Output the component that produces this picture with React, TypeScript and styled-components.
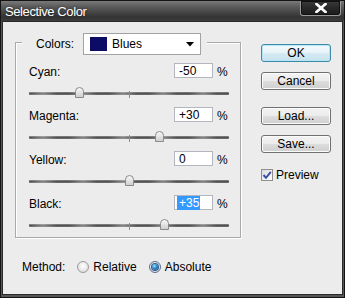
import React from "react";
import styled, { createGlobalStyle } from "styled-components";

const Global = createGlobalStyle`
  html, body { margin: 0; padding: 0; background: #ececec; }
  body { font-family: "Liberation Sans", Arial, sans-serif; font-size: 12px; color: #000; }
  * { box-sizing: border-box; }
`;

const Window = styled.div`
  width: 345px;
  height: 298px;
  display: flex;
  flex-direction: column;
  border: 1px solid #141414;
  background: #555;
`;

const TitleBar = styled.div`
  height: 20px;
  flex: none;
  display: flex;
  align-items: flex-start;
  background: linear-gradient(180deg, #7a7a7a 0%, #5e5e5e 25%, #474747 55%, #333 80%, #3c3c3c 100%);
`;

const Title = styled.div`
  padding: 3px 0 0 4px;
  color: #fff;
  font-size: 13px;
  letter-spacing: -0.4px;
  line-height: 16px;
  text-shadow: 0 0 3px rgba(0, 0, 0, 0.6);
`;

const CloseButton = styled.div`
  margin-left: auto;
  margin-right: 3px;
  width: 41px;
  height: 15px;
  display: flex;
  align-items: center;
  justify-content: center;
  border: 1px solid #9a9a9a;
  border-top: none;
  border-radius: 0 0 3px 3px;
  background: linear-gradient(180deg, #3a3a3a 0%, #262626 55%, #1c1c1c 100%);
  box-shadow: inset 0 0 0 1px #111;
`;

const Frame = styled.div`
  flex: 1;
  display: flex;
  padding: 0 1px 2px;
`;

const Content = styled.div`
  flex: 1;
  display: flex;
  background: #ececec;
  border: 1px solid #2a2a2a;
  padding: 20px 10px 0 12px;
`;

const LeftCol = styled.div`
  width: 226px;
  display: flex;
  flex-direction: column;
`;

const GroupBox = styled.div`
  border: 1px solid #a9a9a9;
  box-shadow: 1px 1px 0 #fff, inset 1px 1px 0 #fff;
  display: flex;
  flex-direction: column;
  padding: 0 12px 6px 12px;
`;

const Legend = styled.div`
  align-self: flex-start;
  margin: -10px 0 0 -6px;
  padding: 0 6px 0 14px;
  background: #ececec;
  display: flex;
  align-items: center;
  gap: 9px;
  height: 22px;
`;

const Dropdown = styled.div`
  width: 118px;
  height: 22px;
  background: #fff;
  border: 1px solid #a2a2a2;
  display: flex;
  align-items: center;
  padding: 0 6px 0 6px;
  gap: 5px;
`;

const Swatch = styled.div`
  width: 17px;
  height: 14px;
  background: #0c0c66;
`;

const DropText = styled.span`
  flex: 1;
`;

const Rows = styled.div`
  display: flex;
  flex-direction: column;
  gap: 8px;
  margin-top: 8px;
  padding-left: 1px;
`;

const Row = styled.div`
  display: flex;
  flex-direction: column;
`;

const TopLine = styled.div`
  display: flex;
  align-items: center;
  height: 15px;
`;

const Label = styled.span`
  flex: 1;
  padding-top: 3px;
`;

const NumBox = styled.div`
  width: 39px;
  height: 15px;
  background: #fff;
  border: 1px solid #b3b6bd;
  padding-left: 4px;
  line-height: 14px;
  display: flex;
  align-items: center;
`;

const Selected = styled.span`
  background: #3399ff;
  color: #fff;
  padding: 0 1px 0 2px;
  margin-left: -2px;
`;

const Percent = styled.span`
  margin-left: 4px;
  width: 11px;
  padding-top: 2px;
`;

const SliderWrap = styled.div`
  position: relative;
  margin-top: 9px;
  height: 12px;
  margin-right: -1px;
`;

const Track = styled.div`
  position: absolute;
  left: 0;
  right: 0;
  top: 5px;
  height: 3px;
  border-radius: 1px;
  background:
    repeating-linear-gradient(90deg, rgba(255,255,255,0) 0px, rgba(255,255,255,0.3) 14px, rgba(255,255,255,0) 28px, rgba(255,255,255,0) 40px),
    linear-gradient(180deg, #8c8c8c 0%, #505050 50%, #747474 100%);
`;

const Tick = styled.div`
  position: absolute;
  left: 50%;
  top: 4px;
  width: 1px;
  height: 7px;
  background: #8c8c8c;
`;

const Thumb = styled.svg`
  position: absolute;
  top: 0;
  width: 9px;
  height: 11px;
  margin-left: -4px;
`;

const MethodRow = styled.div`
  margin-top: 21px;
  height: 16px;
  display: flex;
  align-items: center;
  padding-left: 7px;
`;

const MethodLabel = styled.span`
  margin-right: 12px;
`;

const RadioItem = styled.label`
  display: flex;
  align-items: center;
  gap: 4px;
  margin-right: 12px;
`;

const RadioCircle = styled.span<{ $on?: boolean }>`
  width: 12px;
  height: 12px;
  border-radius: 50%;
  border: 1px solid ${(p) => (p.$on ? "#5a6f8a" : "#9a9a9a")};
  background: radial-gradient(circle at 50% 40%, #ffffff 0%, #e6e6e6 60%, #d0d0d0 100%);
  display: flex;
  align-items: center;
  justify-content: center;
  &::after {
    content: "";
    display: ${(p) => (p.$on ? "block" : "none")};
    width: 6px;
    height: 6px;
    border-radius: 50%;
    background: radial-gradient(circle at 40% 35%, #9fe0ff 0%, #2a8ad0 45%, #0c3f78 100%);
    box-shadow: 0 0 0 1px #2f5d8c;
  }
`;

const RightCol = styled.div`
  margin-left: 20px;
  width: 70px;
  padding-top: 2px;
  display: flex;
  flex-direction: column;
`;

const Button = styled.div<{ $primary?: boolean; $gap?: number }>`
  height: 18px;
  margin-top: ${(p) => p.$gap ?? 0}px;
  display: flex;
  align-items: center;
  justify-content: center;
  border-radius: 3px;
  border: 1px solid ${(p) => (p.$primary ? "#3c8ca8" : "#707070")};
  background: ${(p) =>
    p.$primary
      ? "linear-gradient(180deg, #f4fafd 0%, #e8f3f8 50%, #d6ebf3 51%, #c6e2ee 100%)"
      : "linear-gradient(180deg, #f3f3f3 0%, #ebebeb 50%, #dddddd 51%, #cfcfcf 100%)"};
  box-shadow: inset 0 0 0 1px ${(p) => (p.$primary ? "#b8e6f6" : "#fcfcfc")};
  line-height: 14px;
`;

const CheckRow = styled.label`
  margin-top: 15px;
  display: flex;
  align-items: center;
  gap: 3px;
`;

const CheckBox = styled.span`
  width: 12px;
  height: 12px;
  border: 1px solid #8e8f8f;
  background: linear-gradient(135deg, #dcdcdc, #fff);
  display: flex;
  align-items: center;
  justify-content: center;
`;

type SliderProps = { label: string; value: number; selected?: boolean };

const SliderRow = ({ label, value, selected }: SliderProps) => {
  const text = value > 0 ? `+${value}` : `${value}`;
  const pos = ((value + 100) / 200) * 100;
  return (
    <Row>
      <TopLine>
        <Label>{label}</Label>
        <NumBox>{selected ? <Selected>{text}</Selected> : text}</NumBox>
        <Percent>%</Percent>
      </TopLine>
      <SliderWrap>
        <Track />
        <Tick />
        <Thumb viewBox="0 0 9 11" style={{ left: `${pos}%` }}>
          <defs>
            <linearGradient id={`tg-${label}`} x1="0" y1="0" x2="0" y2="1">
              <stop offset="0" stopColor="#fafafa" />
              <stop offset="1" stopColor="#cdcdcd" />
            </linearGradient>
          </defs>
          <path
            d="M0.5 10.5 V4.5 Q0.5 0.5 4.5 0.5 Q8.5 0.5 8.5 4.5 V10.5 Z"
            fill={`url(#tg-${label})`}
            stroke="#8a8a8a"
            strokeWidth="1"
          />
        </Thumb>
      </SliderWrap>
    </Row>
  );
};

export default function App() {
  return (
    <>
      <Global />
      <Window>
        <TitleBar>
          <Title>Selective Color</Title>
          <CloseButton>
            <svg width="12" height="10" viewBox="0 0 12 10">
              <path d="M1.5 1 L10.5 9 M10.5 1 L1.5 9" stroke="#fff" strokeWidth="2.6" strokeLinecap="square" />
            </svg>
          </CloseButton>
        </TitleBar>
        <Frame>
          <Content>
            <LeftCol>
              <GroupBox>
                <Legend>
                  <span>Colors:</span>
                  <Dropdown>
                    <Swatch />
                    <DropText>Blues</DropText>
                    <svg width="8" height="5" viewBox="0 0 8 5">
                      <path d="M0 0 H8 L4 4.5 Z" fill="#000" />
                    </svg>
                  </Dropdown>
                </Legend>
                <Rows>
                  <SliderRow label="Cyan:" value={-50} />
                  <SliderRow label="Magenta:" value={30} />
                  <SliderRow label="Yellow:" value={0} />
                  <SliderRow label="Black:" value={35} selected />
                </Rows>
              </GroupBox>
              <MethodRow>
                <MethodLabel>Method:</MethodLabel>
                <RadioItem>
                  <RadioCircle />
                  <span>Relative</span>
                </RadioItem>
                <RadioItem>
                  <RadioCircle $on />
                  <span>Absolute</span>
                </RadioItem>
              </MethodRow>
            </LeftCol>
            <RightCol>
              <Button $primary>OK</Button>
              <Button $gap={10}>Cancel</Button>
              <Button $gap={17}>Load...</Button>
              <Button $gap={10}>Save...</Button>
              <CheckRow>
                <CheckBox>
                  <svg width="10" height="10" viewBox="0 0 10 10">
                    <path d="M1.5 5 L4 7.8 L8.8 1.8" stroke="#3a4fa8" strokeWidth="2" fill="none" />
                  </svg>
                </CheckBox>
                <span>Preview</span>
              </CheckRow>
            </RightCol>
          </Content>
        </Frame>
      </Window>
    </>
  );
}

TO DO => Each line containing the word "components" counts once; say how many such lines there are, giving only the number.

EXERCISE OUTPUT => 2